As from what point the wells reach the end of their economic life, educated guesses now spans from 10 bo/d (0.3 kbo/Month) to 25 bo/d (0.75 kbo/Month).
Formatted NDIC data kindly made available by Enno Peters, who operates the site shaleprofile.com which has a great number of charts based on actual data sorted on wells by shale plays, companies and much more to be explored.
Simplistic explained the chart illustrates that the rapid growth in producing wells, until the oil price collapsed, did little to increase the R/P ratio. The debt fueled increase in wells did for some time grow production, but due to the steep decline rates of LTO wells it did little to how long the obtained level could be sustained.
If no wells were added post Jun-16, this would materialize itself by a continued decline in the extraction while the R/P ratio slowly grew, likely towards 8-9, before it declines.
Simplistic explained an LTO well drains a theoretical horizontal cylinder with the production string in its center.
One of the main objectives in the design of LTO wells is to recover the oil within this “cylinder” as fast as possible while practicing good reservoir management.

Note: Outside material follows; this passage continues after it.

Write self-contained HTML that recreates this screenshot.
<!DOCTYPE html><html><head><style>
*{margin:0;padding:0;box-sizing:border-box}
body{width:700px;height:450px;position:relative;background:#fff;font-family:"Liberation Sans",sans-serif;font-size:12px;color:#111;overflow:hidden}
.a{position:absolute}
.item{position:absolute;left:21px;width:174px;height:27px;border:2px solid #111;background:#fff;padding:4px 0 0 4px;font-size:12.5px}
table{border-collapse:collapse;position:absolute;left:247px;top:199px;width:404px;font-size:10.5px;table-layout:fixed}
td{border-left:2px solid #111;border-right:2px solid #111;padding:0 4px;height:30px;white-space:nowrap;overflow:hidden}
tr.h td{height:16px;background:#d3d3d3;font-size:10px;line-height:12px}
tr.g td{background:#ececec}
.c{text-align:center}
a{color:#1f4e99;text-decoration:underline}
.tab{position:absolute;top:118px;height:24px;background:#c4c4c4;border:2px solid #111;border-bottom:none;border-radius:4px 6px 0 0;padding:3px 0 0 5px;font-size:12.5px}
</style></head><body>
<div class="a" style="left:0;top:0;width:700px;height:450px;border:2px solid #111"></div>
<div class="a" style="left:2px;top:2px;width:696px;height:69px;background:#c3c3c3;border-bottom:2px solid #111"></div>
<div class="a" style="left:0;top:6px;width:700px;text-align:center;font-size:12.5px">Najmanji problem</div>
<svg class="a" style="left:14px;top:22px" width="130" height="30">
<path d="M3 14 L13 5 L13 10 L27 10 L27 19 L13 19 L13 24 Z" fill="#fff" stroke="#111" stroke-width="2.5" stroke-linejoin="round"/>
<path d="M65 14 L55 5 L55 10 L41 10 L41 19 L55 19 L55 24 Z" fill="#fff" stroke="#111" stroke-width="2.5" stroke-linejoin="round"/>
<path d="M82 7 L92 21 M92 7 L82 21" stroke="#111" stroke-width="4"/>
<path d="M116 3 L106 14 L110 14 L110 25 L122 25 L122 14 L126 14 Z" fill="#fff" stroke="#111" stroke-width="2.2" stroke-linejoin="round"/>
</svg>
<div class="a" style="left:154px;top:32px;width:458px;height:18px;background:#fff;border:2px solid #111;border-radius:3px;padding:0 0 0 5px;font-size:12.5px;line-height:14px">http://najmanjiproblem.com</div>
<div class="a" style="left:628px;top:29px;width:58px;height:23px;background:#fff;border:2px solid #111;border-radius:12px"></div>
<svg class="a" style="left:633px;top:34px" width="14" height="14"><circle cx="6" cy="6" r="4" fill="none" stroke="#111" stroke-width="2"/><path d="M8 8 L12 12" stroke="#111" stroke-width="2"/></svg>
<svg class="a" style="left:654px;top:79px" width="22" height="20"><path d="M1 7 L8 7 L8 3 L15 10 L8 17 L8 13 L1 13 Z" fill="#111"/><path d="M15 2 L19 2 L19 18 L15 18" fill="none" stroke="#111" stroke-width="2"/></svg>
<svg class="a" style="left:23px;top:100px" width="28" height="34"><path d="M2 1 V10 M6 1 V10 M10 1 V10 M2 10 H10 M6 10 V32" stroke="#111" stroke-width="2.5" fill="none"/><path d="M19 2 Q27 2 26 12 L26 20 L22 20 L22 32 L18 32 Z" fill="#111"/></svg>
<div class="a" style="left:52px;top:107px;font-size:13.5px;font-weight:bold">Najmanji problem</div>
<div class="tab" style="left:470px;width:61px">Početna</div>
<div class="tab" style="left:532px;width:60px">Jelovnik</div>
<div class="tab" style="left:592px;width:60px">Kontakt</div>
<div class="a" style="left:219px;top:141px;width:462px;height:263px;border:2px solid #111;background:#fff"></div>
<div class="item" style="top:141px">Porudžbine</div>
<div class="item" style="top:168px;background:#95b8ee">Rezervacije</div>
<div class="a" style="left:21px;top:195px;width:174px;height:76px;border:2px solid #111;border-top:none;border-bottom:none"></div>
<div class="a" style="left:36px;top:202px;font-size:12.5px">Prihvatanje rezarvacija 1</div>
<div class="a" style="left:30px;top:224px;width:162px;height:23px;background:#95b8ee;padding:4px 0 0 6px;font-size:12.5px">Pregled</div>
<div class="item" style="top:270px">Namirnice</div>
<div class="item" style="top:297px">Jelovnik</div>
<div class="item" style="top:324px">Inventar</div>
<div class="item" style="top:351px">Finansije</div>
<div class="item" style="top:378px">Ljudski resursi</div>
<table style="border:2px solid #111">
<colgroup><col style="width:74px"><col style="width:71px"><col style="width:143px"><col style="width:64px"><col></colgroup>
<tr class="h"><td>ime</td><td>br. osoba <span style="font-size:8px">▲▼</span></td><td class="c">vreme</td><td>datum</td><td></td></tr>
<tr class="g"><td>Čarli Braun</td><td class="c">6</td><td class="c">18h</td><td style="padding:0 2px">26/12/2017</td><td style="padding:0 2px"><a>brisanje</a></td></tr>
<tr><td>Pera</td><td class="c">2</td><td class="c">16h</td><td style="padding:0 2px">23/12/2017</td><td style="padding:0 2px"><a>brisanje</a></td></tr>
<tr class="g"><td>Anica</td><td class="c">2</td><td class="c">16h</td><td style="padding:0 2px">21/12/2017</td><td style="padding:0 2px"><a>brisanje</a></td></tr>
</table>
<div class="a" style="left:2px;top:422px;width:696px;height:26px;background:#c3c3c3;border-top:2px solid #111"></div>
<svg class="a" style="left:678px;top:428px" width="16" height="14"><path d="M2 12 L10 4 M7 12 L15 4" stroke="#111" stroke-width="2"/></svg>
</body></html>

The companies want to recover their investment as fast as possible (reach payout) and start making a profit.
Drilling, completing and starting wells allow the companies to book reserves both as Proven Developed Producing (PDP) and Proven UnDeveloped (PUD). The more wells that are drilled and started the more reserves can be booked.

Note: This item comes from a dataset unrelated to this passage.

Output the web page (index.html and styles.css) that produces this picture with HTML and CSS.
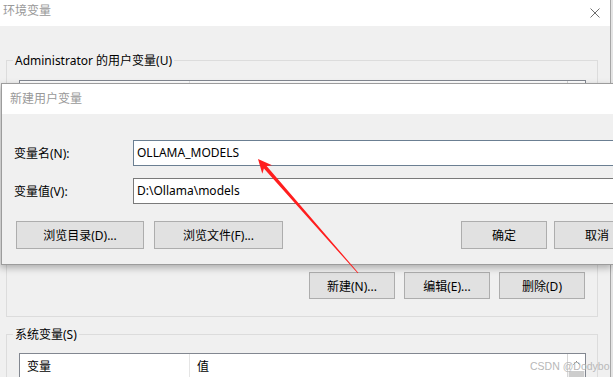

Reserves are one of the important parameters that are used for assets/equity estimates and for PV10 (standardized measure of discounted future net cash flows) by the companies and THE major physical property that is used as collateral for assuming debt.
Studying the SEC 10-K filings for several public companies which major oil production (more than 90%) comes from the Bakken, it was found that their R/P ratios at end 2015 was in the range of 6 – 10.

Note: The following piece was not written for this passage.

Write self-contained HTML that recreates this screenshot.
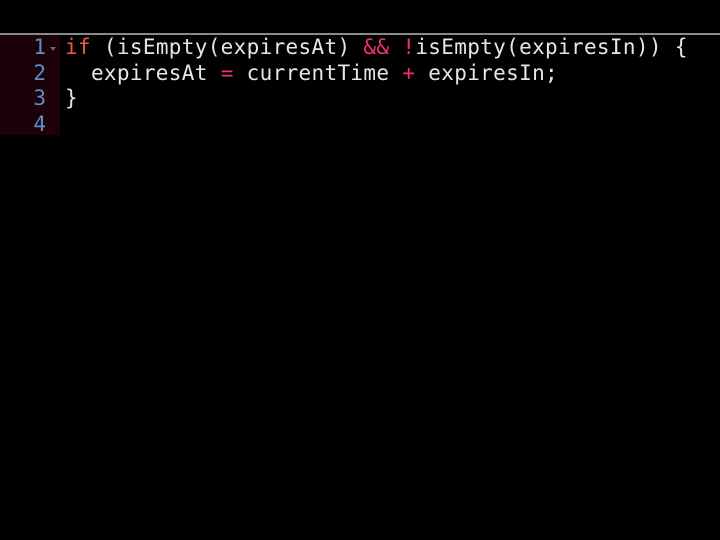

The SEC estimates of reserves apply some risk adjustments which make these conservative with the objective to shield investors and creditors.
It is worth noticing the difference in the R/P ratio of about 4 for the Bakken derived from applying actual data to that of 6-10 derived from companies SEC 10-K filings.
Compare this to an R/P ratio of about 7 for all conventional reservoirs [which has slower declines] that were flowing at end 2015 on the Norwegian Continental Shelf (NCS) based upon data from the Norwegian Petroleum Directorate (NPD).
Refer also to the text in figure 2 in this post for more about the assumptions used for the estimates presented in figure 3 above.
Allowing for some margin (due to exclusion of hedges, natural gas and NGLs to name some) the Bakken in recent months has for all practical reasons been cash flow neutral.
The operators are now netting back a total of around $400 M/Month (with WTI at $47/bo), or in the neighborhood of $5 B/a.
The estimates do not include income from sales of natural gas and NGLs (Natural Gas Liquids) which during the last 2 years has come at a loss of $2-$3/Mcf. [1 bo LTO comes now with about 1.6 Mcf.]
Just to retire estimated total debts (about $36 Billion, including costs for DUCs, SDWs, excluding hedges and income/loss of natural gas and NGLs) would require about 7 years with extraction and prices at Jun-16 levels.
Estimated remaining reserves support [theoretically; ref the R/P ratio in figure 2] about 4 years at present extraction levels, thus the (average) oil price need to become higher to allow for an orderly retirement of the total debts.
The estimates below make a cut off at 2040 and are for the wells started as from Jan-08 and per Jun-16.
Nominally to retire all debts (reach payout) would take an (average) future oil price close to $65/bo (WTI) for all the wells in operation as of end June – 16. This is without making any profit.
In the range of $85-90/bo (WTI) the Bakken (looking at it as one entity) would return about 7%.
The steep decline and a sustained low oil price ($45/bo) sets up a vicious dynamic which I will illustrate by using Jun-16 as a baseline.
For the wells in production as per Jun-16, the total extraction of these will decline about 40% by Jun-17, and depletes their remaining reserves with about 20%. By assuming the operations remain cash flow neutral, total debt remains at $36 B in Jun-17.
As from Jul-17 this would now require an average oil price of about $73/bo (WTI) for these wells to nominally retire all debts (reach payout). Additional wells will add to what price is required to retire the total debt.
To now reach a return of 7% takes an average future oil price of $110/bo (WTI).
This illustrates why a lasting, low oil price makes it harder to service and retire the debts assumed for LTO extraction.
The collapse in the oil price has made several companies address their debt problems [strengthen their balance sheets] through prepackaged Chapter 11 filings and equity/asset sales.
The Top 10 Wells by first 12 Months Totals in the Bakken (ND)
What follows is a closer look at the top 10 wells in the Bakken as of June-16. The wells were selected based on their first 12 months totals. These wells represent 0.1% of the wells in operation.
The chart above gives some idea about how the extraction rate for LTO wells slows over time and provides some guidance about the trajectories of the EUR for the wells. The most recent well, Riverview 102-32H, is after 13 months by totals number 10.
Note the rapid increase in the GOR (Gas Oil Ratio) since Feb-16, from about 3 to 4 while the LTO rate declined about 50%.